▽

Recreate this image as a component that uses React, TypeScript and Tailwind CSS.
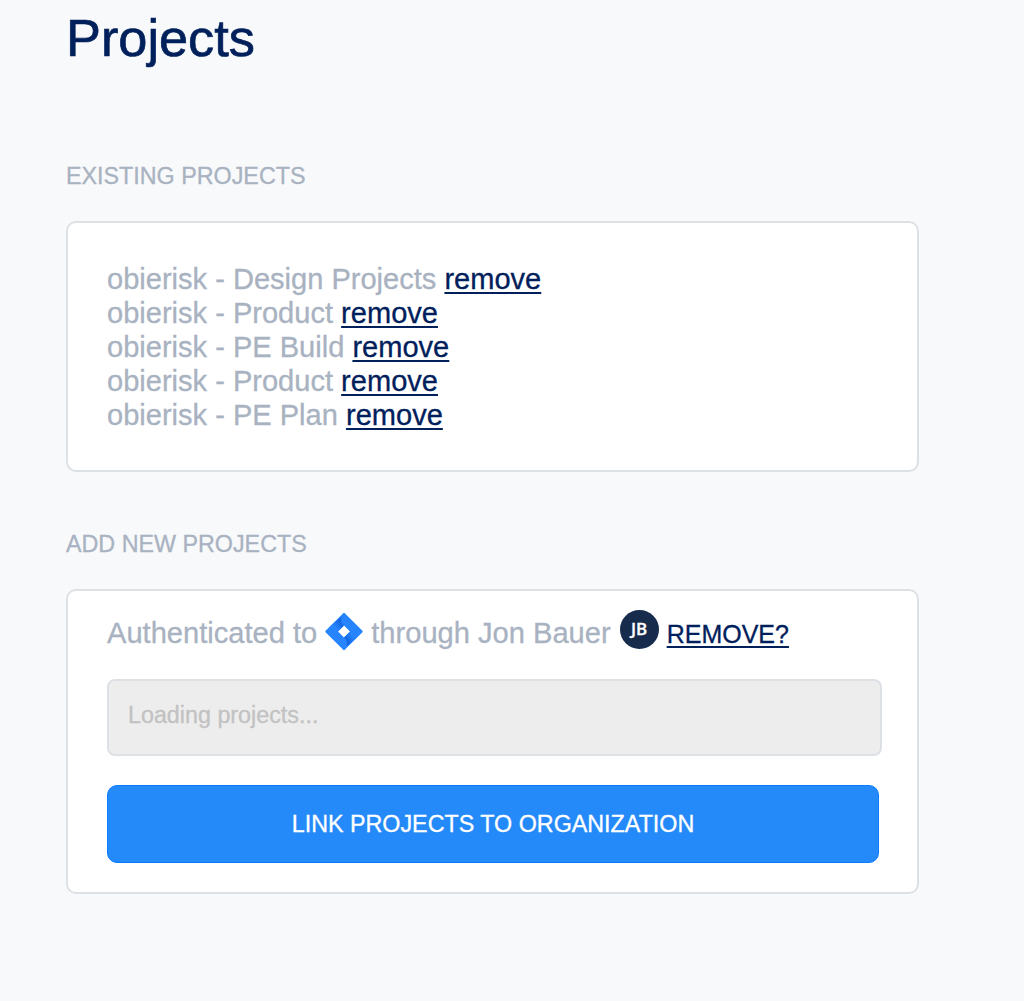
import React from 'react'

interface Project {
  id: number
  site: string
  name: string
}

const projects: Project[] = [
  { id: 1, site: 'obierisk', name: 'Design Projects' },
  { id: 2, site: 'obierisk', name: 'Product' },
  { id: 3, site: 'obierisk', name: 'PE Build' },
  { id: 4, site: 'obierisk', name: 'Product' },
  { id: 5, site: 'obierisk', name: 'PE Plan' }
]

function JiraIcon() {
  return (
    <svg className="w-[38px] h-[39px] shrink-0" viewBox="0 0 38 39">
      <defs>
        <linearGradient id="jiraTop" x1="18" y1="8" x2="10" y2="15" gradientUnits="userSpaceOnUse">
          <stop offset="0.1" stopColor="#0f5fd8" />
          <stop offset="1" stopColor="#2684ff" />
        </linearGradient>
        <linearGradient id="jiraBottom" x1="20" y1="31" x2="28" y2="24" gradientUnits="userSpaceOnUse">
          <stop offset="0.1" stopColor="#0f5fd8" />
          <stop offset="1" stopColor="#2684ff" />
        </linearGradient>
      </defs>
      <path fill="#2684ff" fillRule="evenodd" d="M19 .5 37.200 18.600q.9.9 0 1.800L19 38.500.8 20.400q-.9-.9 0-1.800ZM19 13.500l-6 6 6 6 6-6Z" />
      <path fill="url(#jiraTop)" d="M16.600 5c-1.300 3-.6 6.300 2.400 8.500l-6 6-7.600-5.300Z" />
      <path fill="url(#jiraBottom)" d="M21.400 34c1.300-3 .6-6.300-2.400-8.500l6-6 7.600 5.300Z" />
    </svg>
  )
}

export default function App() {
  return (
    <div className="min-h-[1001px] bg-[#f8f9fb] pl-[66px] pt-2 font-['Liberation_Sans',Arial,sans-serif] text-[#a8b2c1] [-webkit-text-stroke:0.3px]">
      <h1 className="h-[60px] text-[52.3px] leading-[60px] text-[#00205b] [-webkit-text-stroke:0.7px]">Projects</h1>

      {/* Existing projects */}
      <h2 className="mt-[94px] h-7 text-[23.3px] leading-7">EXISTING PROJECTS</h2>
      <div className="mt-[31px] h-[251px] w-[853px] rounded-[10px] border-2 border-[#dde1e6] bg-white pl-[39px] pt-[39px] text-[29.05px] leading-[34px]">
        {projects.map(project => (
          <div key={project.id}>
            {project.site} - {project.name}{' '}
            <a href="#" className="text-[#00205b] underline decoration-2 underline-offset-[3px]">remove</a>
          </div>
        ))}
      </div>

      {/* Add new projects */}
      <h2 className="mt-[58px] h-7 text-[23.3px] leading-7">ADD NEW PROJECTS</h2>
      <div className="mt-[31px] h-[305px] w-[853px] rounded-[10px] border-2 border-[#dde1e6] bg-white pl-[39px] pt-[18px]">
        <div className="flex h-[42px] items-center text-[29.1px] leading-[42px]">
          <span className="pt-[5px]">Authenticated to</span>
          <span className="mx-2 flex pt-[2px]"><JiraIcon /></span>
          <span className="pt-[5px]">through Jon Bauer</span>
          <span className="ml-[9px] mb-[2px] flex h-[39px] w-[39px] items-center justify-center rounded-full bg-[#172b4d] pb-px font-['Open_Sans',sans-serif] text-[17px] font-semibold leading-none text-white">JB</span>
          <a href="#" className="ml-2 pt-[7px] text-[25px] text-[#00205b] underline decoration-2 underline-offset-[3px]">REMOVE?</a>
        </div>
        <input
          disabled
          placeholder="Loading projects..."
          className="mt-[28px] block h-[77px] w-[775px] rounded-[8px] border-2 border-[#dde1e6] bg-[#ededed] px-[19px] pb-1 text-[23.3px] placeholder:text-[#c2c2c2]"
        />
        <button className="mt-[29px] block h-[78px] w-[772px] rounded-[10px] border border-[#0a7cff] bg-[#258af9] text-[23.3px] text-white">
          LINK PROJECTS TO ORGANIZATION
        </button>
      </div>
    </div>
  )
}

△

Omit the pictures, and quote the material above exactly as given.

Recreate this image as a component that uses React, TypeScript and Tailwind CSS.
import React from 'react'

interface Project {
  id: number
  site: string
  name: string
}

const projects: Project[] = [
  { id: 1, site: 'obierisk', name: 'Design Projects' },
  { id: 2, site: 'obierisk', name: 'Product' },
  { id: 3, site: 'obierisk', name: 'PE Build' },
  { id: 4, site: 'obierisk', name: 'Product' },
  { id: 5, site: 'obierisk', name: 'PE Plan' }
]

function JiraIcon() {
  return (
    <svg className="w-[38px] h-[39px] shrink-0" viewBox="0 0 38 39">
      <defs>
        <linearGradient id="jiraTop" x1="18" y1="8" x2="10" y2="15" gradientUnits="userSpaceOnUse">
          <stop offset="0.1" stopColor="#0f5fd8" />
          <stop offset="1" stopColor="#2684ff" />
        </linearGradient>
        <linearGradient id="jiraBottom" x1="20" y1="31" x2="28" y2="24" gradientUnits="userSpaceOnUse">
          <stop offset="0.1" stopColor="#0f5fd8" />
          <stop offset="1" stopColor="#2684ff" />
        </linearGradient>
      </defs>
      <path fill="#2684ff" fillRule="evenodd" d="M19 .5 37.200 18.600q.9.9 0 1.800L19 38.500.8 20.400q-.9-.9 0-1.800ZM19 13.500l-6 6 6 6 6-6Z" />
      <path fill="url(#jiraTop)" d="M16.600 5c-1.300 3-.6 6.300 2.400 8.500l-6 6-7.600-5.300Z" />
      <path fill="url(#jiraBottom)" d="M21.400 34c1.300-3 .6-6.300-2.400-8.500l6-6 7.600 5.300Z" />
    </svg>
  )
}

export default function App() {
  return (
    <div className="min-h-[1001px] bg-[#f8f9fb] pl-[66px] pt-2 font-['Liberation_Sans',Arial,sans-serif] text-[#a8b2c1] [-webkit-text-stroke:0.3px]">
      <h1 className="h-[60px] text-[52.3px] leading-[60px] text-[#00205b] [-webkit-text-stroke:0.7px]">Projects</h1>

      {/* Existing projects */}
      <h2 className="mt-[94px] h-7 text-[23.3px] leading-7">EXISTING PROJECTS</h2>
      <div className="mt-[31px] h-[251px] w-[853px] rounded-[10px] border-2 border-[#dde1e6] bg-white pl-[39px] pt-[39px] text-[29.05px] leading-[34px]">
        {projects.map(project => (
          <div key={project.id}>
            {project.site} - {project.name}{' '}
            <a href="#" className="text-[#00205b] underline decoration-2 underline-offset-[3px]">remove</a>
          </div>
        ))}
      </div>

      {/* Add new projects */}
      <h2 className="mt-[58px] h-7 text-[23.3px] leading-7">ADD NEW PROJECTS</h2>
      <div className="mt-[31px] h-[305px] w-[853px] rounded-[10px] border-2 border-[#dde1e6] bg-white pl-[39px] pt-[18px]">
        <div className="flex h-[42px] items-center text-[29.1px] leading-[42px]">
          <span className="pt-[5px]">Authenticated to</span>
          <span className="mx-2 flex pt-[2px]"><JiraIcon /></span>
          <span className="pt-[5px]">through Jon Bauer</span>
          <span className="ml-[9px] mb-[2px] flex h-[39px] w-[39px] items-center justify-center rounded-full bg-[#172b4d] pb-px font-['Open_Sans',sans-serif] text-[17px] font-semibold leading-none text-white">JB</span>
          <a href="#" className="ml-2 pt-[7px] text-[25px] text-[#00205b] underline decoration-2 underline-offset-[3px]">REMOVE?</a>
        </div>
        <input
          disabled
          placeholder="Loading projects..."
          className="mt-[28px] block h-[77px] w-[775px] rounded-[8px] border-2 border-[#dde1e6] bg-[#ededed] px-[19px] pb-1 text-[23.3px] placeholder:text-[#c2c2c2]"
        />
        <button className="mt-[29px] block h-[78px] w-[772px] rounded-[10px] border border-[#0a7cff] bg-[#258af9] text-[23.3px] text-white">
          LINK PROJECTS TO ORGANIZATION
        </button>
      </div>
    </div>
  )
}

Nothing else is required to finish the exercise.